Each existing bondholder will have the opportunity to exchange each existing nominal tranche against a new tranche with a gross coupon of 5.20% maturing on May 30th 2018, in an exchange ratio of 1 to 1. The net actuarial yield for individuals established in Belgium (taking into account the withholding tax of 25%) of these new Bonds is 3.9%.

The accrued interests since June 10th 2012 on the existing Bonds that will be tendered into the Exchange Offer will be paid on May 30th 2013.

The realisation of the Exchange Offer is unconditional.

The proposed operation will remain free of charge for existing bondholders; the commissions usually paid by the investors will be borne by the issuer.

The newly offered Bonds constitute an unconditional and unsubordinated commitment without any security of the Issuer, like the existing Bonds.

The terms of the new Bonds are similar1 to the existing Bonds, with the exception of the coupon and the maturity.

Banimmo has filed the Exchange Prospectus with the FSMA. On April 30th , this prospectus has been approved in accordance with the Law of April 1st 2007 on Public Takeover Bid.

The Exchange Offer will be open from May 2nd 2013 to May 17th 2013 included. In this operation, ING is acting as Advisor and Global Bookrunner; KBC, Bank Degroof and Petercam as Co-Lead Managers.

The new Bonds will be listed on NYSE Euronext Brussels.

The prospectus of the Exchange Offer and the response statement are available on the website of Banimmo (www.banimmo.be).

All information is available at the company or the participating banks.

By this voluntary exchange transaction, Banimmo wishes to extend all or part of its existing Bond financing at similar conditions.

1 Except for the fact that, at the subscription, existing Bonds were accompanied with warrants.

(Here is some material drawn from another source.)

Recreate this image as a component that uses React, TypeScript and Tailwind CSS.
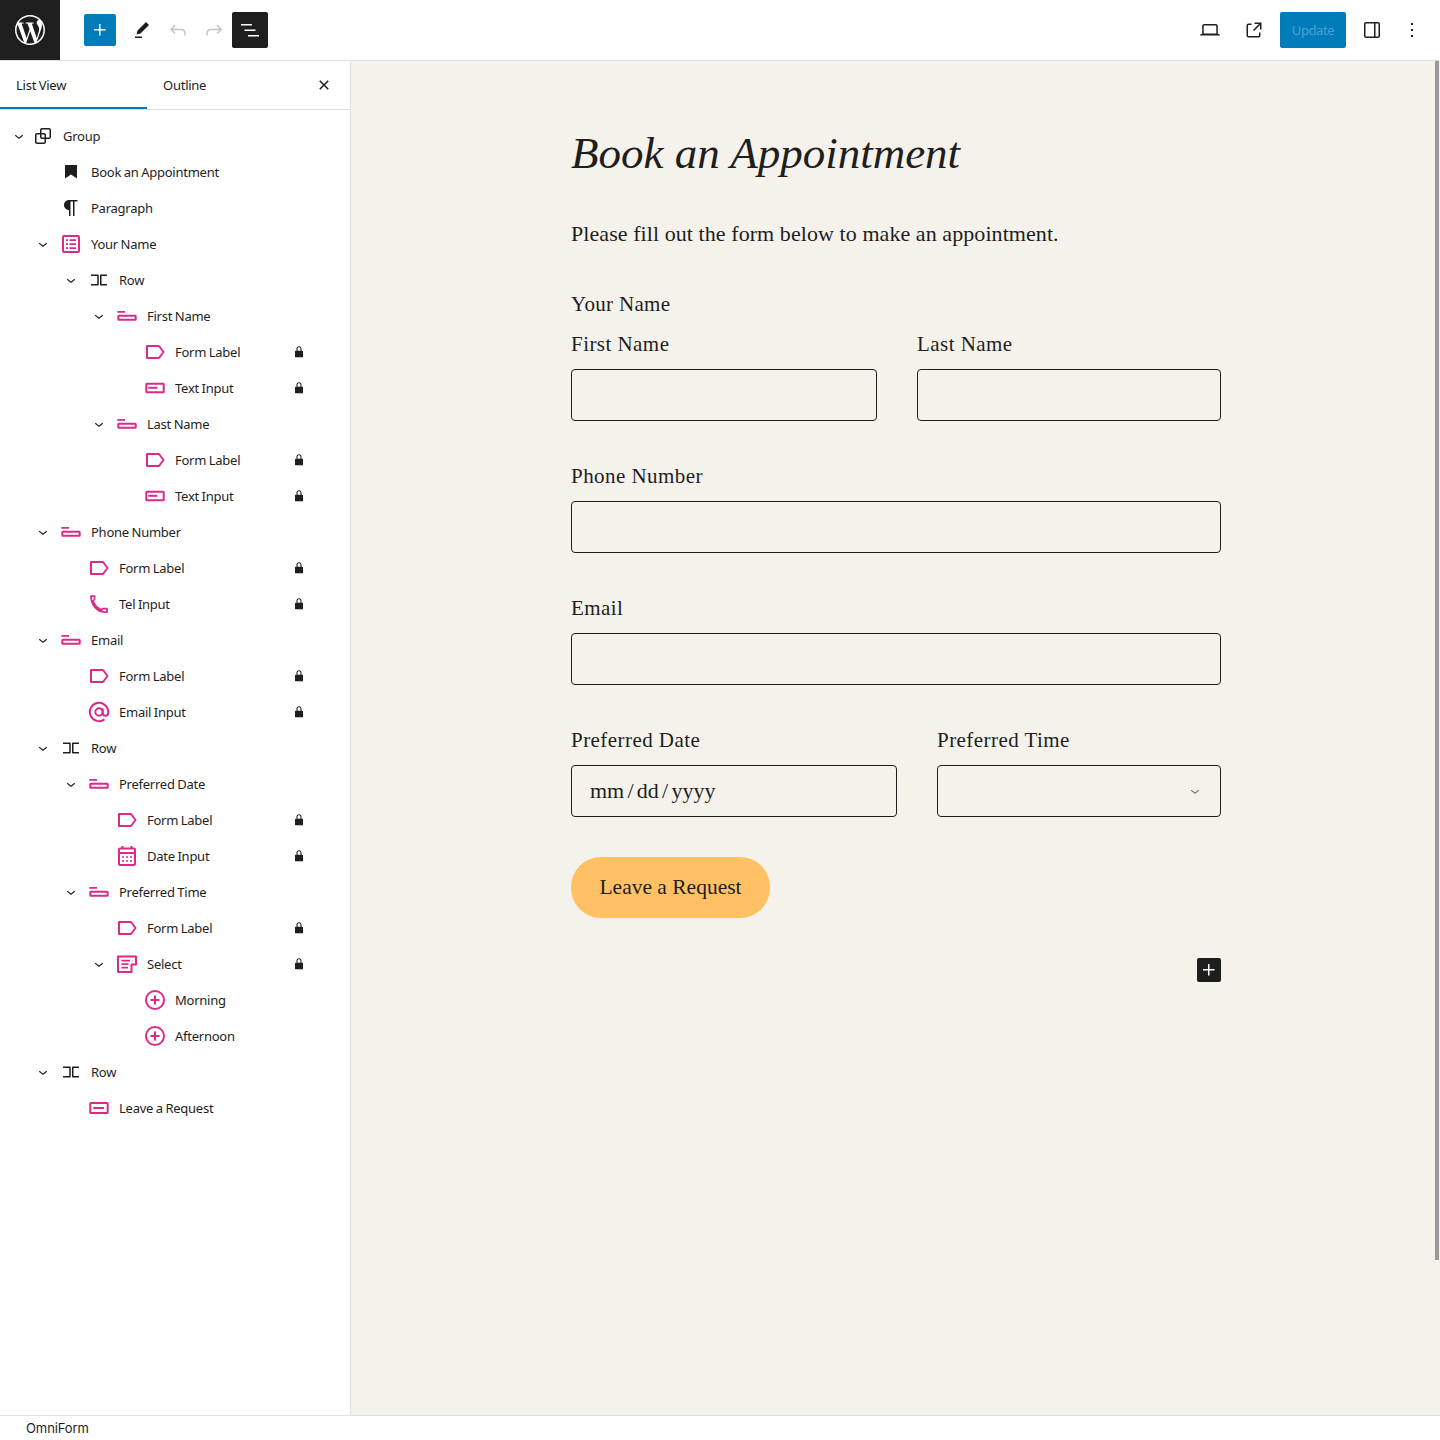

At issue date, those were however separated from the Bonds and are tradable separately on NYSE Euronext Bruxelles

For the existing Bondholder, the opportunity is offered to take advantage of a slightly higher return for three additional years while market rates (mid-swap reference rates) since the last offering of Banimmo in 2010 have decreased with 1.5%

This refinancing is allocated generally to the global real estate portfolio of Banimmo.

Contact:

Didrik van Caloen nv BANIMMO sa Tel. : +32 2 710 53 41 e-mail : [email protected]

Christian Terlinden nv BANIMMO sa Tel. : +32 2 710 53 42 e-mail : [email protected]

About Banimmo

Banimmo, a real estate company for repositioning and redevelopment, acquires buildings that have a high potential for redevelopment in order to re-sell them after transformation. The company is also specialized in the development of built to suit buildings meeting the highest sustainability and energy-efficiency norms. The company, which is active in Belgium, in France and in Luxembourg in the office, retail and semi-industrial sectors, as well as in conference and exhibition centres, is established in Brussels. Its subsidiary, Banimmo France, covers the French market from its headquarters in Paris.

The company has thirty employees. Until now, the Banimmo group has invested in around 24 real estate properties representing a total value of more than € 417 million. Belgium constitutes the predominant market, with 61% of the portfolio in terms of market value. France represents 39% of Banimmo's portfolio. The portfolio is continually evolving thanks to the ongoing repositioning and to the high rotation of the assets. Banimmo is listed on Euronext Brussels. Currently the company is held by the SIIC Affine (49.51%) and the management (24.9%) that have signed a shareholder agreement. The remainder, that is 25.59%, is in the hands of the public.